Later, while singing with her dad for Disney, Gilkyson picked up some skills that would become important later in life. (Eliza is not the only sibling in the Gilkyson family to benefit from a music-filled upbringing: her brother Tony was the guitarist for the legendary Los Angeles punk rock band X.)
“Working with my dad got me comfortable in the studio at an early age,” she says of her early exposure to the music industry. “Later, that would become useful.”
Before the release of her first CD, 1979’s Love From the Heart, Gilkyson says, there were a few times when she questioned pursuing a career as a songwriter despite the fact that playing music seemed to run in her family. Eventually, despite some hardships, Gilkyson discovered that striking out as a songwriter was something that she had been born to do.
“I realized I was better at barely
surviving at music than anything else,” she says.
Following a resolute decision to pursue a music career, Gilkyson had another life-altering experience. Living in Zurich, Switzerland, she had collaborated with composer Andreas Vollenweider in the mid-‘90s. Gilkyson says that moving back to the United States after that allowed her to take stock of her life and reinvent herself and her career.
Currently, the folk singer/songwriter’s rebirth finds her covering the same sort of ground as Steve Earle, a place where Gilkyson feels equally at ease focusing her considerable songwriting abilities on both the political and the personal. Her superb 2004 Grammy-nominated CD Land of Milk and Honey effortlessly transitions from the anti-Iraq War tune “Hiway 9” to “Dark Side of Town,” a portrait of a musician with a serious substance abuse problem. Another track titled “Ballad of Yvonne Johnson” tells the harrowing tale of an abused Native American woman in unflinching detail.
The release closes with a previously unrecorded Woody Guthrie tune titled “Peace Call,” which features vocal assistance from other great female singer/songwriters Mary Chapin Carpenter, Patty Griffin and Iris DeMent. Gilkyson says that Nora Guthrie, Woody’s daughter, found the song in an out-of-print songbook. At the time, Gilkyson was looking for a “good anti-war song” as the nation headed towards the Iraq War. She says she chose “Peace Call” because she felt it was “incredibly specific and timely.”
This past August, Gilkyson released her follow-up to Land of Milk and Honey, titled Paradise Hotel. Though the release will surely appeal to fans of left-leaning alt country, Gilkyson says the subject matter of the new material is a tad different than that of her past CD.

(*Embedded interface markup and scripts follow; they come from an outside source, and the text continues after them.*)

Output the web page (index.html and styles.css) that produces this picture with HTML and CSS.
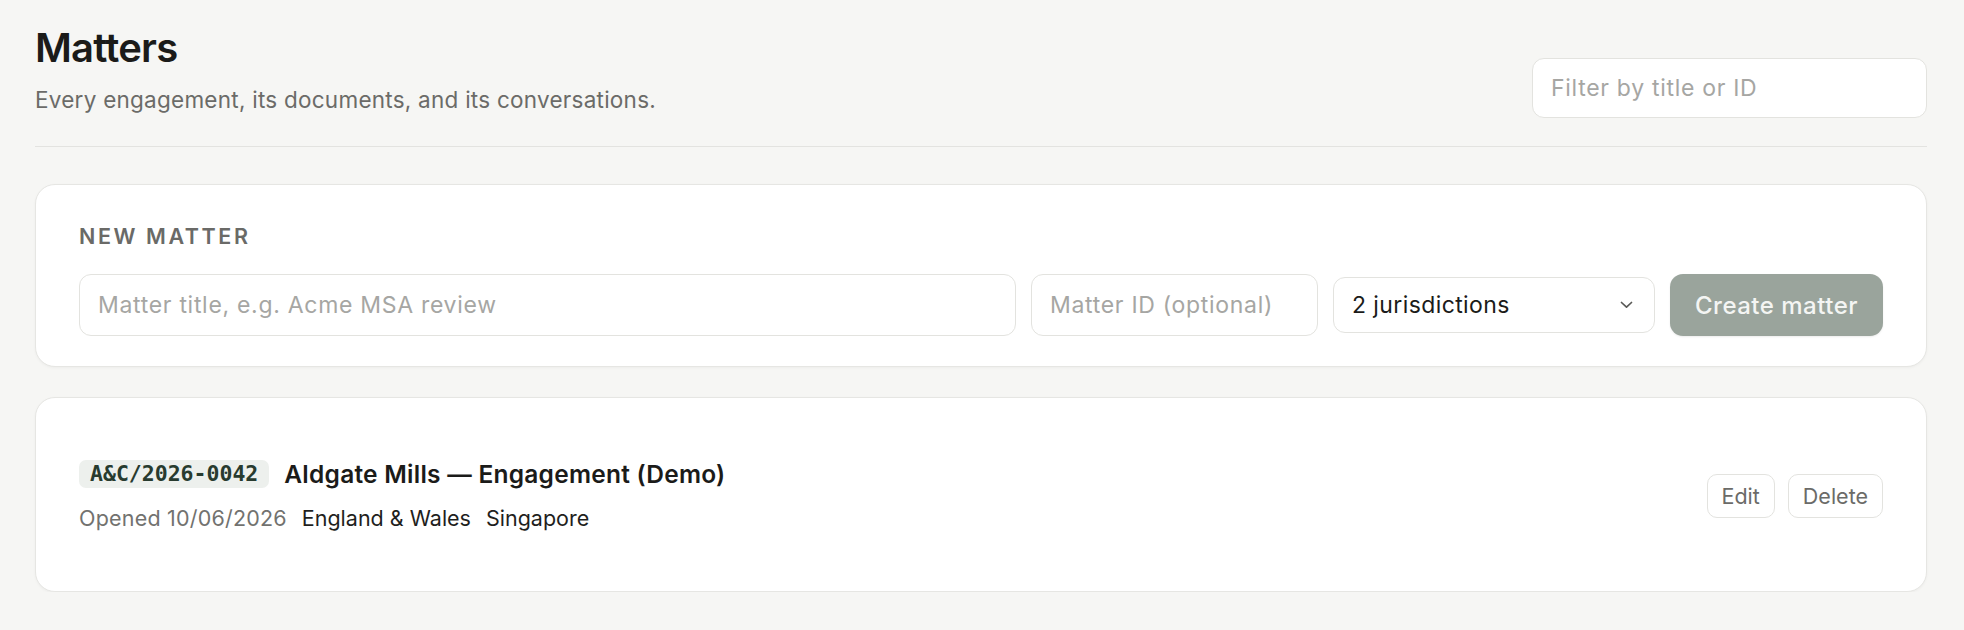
FILE: index.html
```html
<!DOCTYPE html>
<html lang="en">
<head>
<meta charset="utf-8">
<title>Matters</title>
<link rel="stylesheet" href="styles.css">
</head>
<body>
<main class="page">
  <header class="page-header">
    <div class="page-heading">
      <h1 class="page-title">Matters</h1>
      <p class="page-subtitle">Every engagement, its documents, and its conversations.</p>
    </div>
    <input class="field filter-field" type="text" placeholder="Filter by title or ID">
  </header>

  <section class="card new-matter">
    <h2 class="section-label">NEW MATTER</h2>
    <form class="new-matter-form">
      <input class="field title-field" type="text" placeholder="Matter title, e.g. Acme MSA review">
      <input class="field id-field" type="text" placeholder="Matter ID (optional)">
      <button class="select-field" type="button">
        <span>2 jurisdictions</span>
        <svg class="chevron" viewBox="0 0 13 8" width="13" height="8" aria-hidden="true">
          <path d="M1.5 1.5 L6.5 6.2 L11.5 1.5" fill="none" stroke="currentColor" stroke-width="1.7" stroke-linecap="round" stroke-linejoin="round"/>
        </svg>
      </button>
      <button class="primary-btn" type="button" disabled>Create matter</button>
    </form>
  </section>

  <section class="card matter-row">
    <div class="matter-info">
      <div class="matter-head">
        <code class="matter-id">A&amp;C/2026-0042</code>
        <span class="matter-name">Aldgate Mills — Engagement (Demo)</span>
      </div>
      <div class="matter-meta">
        <span class="opened">Opened 10/06/2026</span>
        <span class="jurisdiction">England &amp; Wales</span>
        <span class="jurisdiction">Singapore</span>
      </div>
    </div>
    <div class="matter-actions">
      <button class="ghost-btn" type="button">Edit</button>
      <button class="ghost-btn" type="button">Delete</button>
    </div>
  </section>
</main>
</body>
</html>
```

FILE: styles.css
```css
* {
  box-sizing: border-box;
}

html,
body {
  margin: 0;
  background: #f6f6f4;
}

body {
  font-family: Inter, "Noto Sans", "Liberation Sans", sans-serif;
  color: #1b1b19;
}

.page {
  padding: 24px 37px 0 35px;
}

/* Header: title block on the left, filter on the right */
.page-header {
  display: flex;
  align-items: flex-end;
  justify-content: space-between;
  padding-bottom: 28px;
  border-bottom: 1px solid #e3e3e0;
}

.page-title {
  margin: 0;
  font-size: 40px;
  line-height: 48px;
  font-weight: 600;
  letter-spacing: -0.02em;
  color: #1b1b19;
}

.page-subtitle {
  margin: 13px 0 3px;
  font-size: 22.5px;
  line-height: 30px;
  letter-spacing: 0.25px;
  color: #6b6b68;
}

/* Text fields */
.field {
  font-family: inherit;
  font-size: 23px;
  letter-spacing: 0.7px;
  color: #1b1b19;
  background: #fff;
  border: 1px solid #e3e3df;
  border-radius: 12px;
  padding: 0 18px;
  outline: none;
}

.field::placeholder {
  color: #a6a6a3;
}

.filter-field {
  width: 395px;
  height: 60px;
}

.card {
  background: #fff;
  border: 1px solid #e6e6e3;
  border-radius: 20px;
  box-shadow: 0 1px 3px rgba(0, 0, 0, 0.04);
}

/* New matter form */
.new-matter {
  margin-top: 37px;
  padding: 37px 43px 30px;
}

.section-label {
  margin: 0 0 24px;
  font-size: 21.5px;
  line-height: 28px;
  font-weight: 600;
  letter-spacing: 0.12em;
  color: #6a6a67;
}

.new-matter-form {
  display: flex;
  align-items: center;
  gap: 15px;
}

.title-field {
  flex: 1;
  height: 62px;
}

.id-field {
  width: 287px;
  height: 62px;
}

.select-field {
  width: 322px;
  height: 56px;
  display: flex;
  align-items: center;
  justify-content: space-between;
  padding: 0 21px 0 18px;
  font-family: inherit;
  font-size: 23px;
  letter-spacing: 0.4px;
  color: #1b1b19;
  background: #fff;
  border: 1px solid #e3e3df;
  border-radius: 12px;
}

.chevron {
  color: #5a5a57;
}

.primary-btn {
  width: 213px;
  height: 62px;
  font-family: inherit;
  font-size: 24px;
  font-weight: 500;
  letter-spacing: 0.5px;
  color: #f4f5f3;
  background: #9aa49c;
  border: none;
  border-radius: 13px;
  box-shadow: 0 1px 2px rgba(0, 0, 0, 0.08);
}

/* Matter list row */
.matter-row {
  margin-top: 30px;
  padding: 61px 43px 59px;
  display: flex;
  align-items: center;
  justify-content: space-between;
}

.matter-head {
  display: flex;
  align-items: center;
  gap: 15px;
  height: 30px;
}

.matter-id {
  font-family: "DejaVu Sans Mono", "Liberation Mono", monospace;
  font-size: 21.5px;
  font-weight: 700;
  line-height: 28px;
  padding: 0 11px;
  color: #283b2f;
  background: #edf0ed;
  border-radius: 7px;
}

.matter-name {
  font-size: 24.5px;
  line-height: 30px;
  font-weight: 600;
  letter-spacing: 0.25px;
  color: #1b1b19;
}

.matter-meta {
  display: flex;
  gap: 15px;
  margin-top: 15px;
  font-size: 21.5px;
  line-height: 28px;
}

.opened {
  color: #72726f;
  letter-spacing: 0.2px;
}

.jurisdiction {
  color: #1f1f1d;
}

.matter-actions {
  display: flex;
  gap: 13px;
}

.ghost-btn {
  height: 44px;
  padding: 0 14px;
  font-family: inherit;
  font-size: 21.5px;
  color: #6b6b68;
  background: #fff;
  border: 1px solid #e3e3df;
  border-radius: 10px;
}
```
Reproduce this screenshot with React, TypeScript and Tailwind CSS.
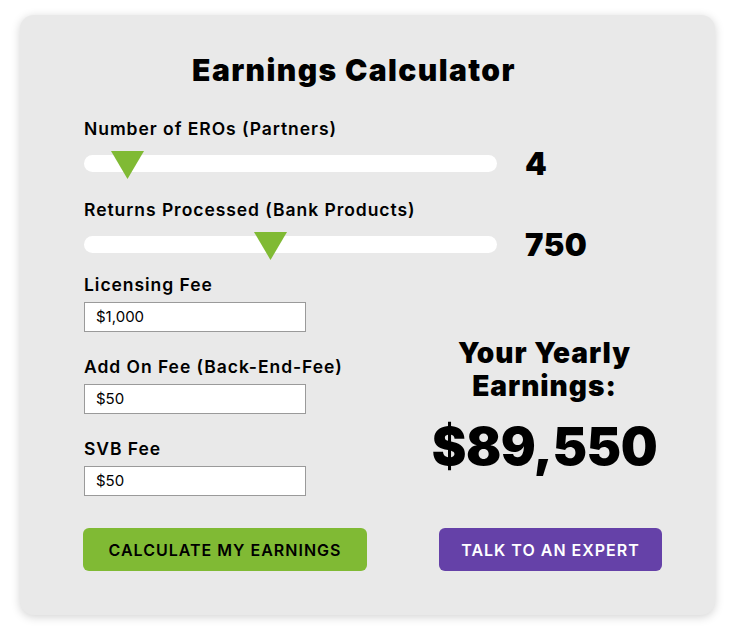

“I think Milk and Honey was a socio-political record,” she says, where Paradise Hotel “has a more personal view.”
One song that has been generating a lot of attention lately is “Requiem,” a somber piano ballad Gilkyson wrote after the tsunami devastated parts of Asia last winter. Its lyrics, such as: “Mother Mary full of grace awaken/ all our homes are gone/ our love ones taken,” inspired NPR to run a segment saying that the song could help survivors of Hurricane Katrina cope with the wreckage on the Gulf Coast.
Though there might be less political songs on Paradise Hotel than Land of Milk and Honey, Gilkyson still continues to strike blows against President Bush with songs like “Man of God,” a dark rocker drenched in haunting religious imagery.
Whatever the subject matter of her tunes, Gilkyson seems to still view creating music as a family affair. On her last few albums, brother Tony, sister Nancy and son Cisco Ryder all make musical appearances.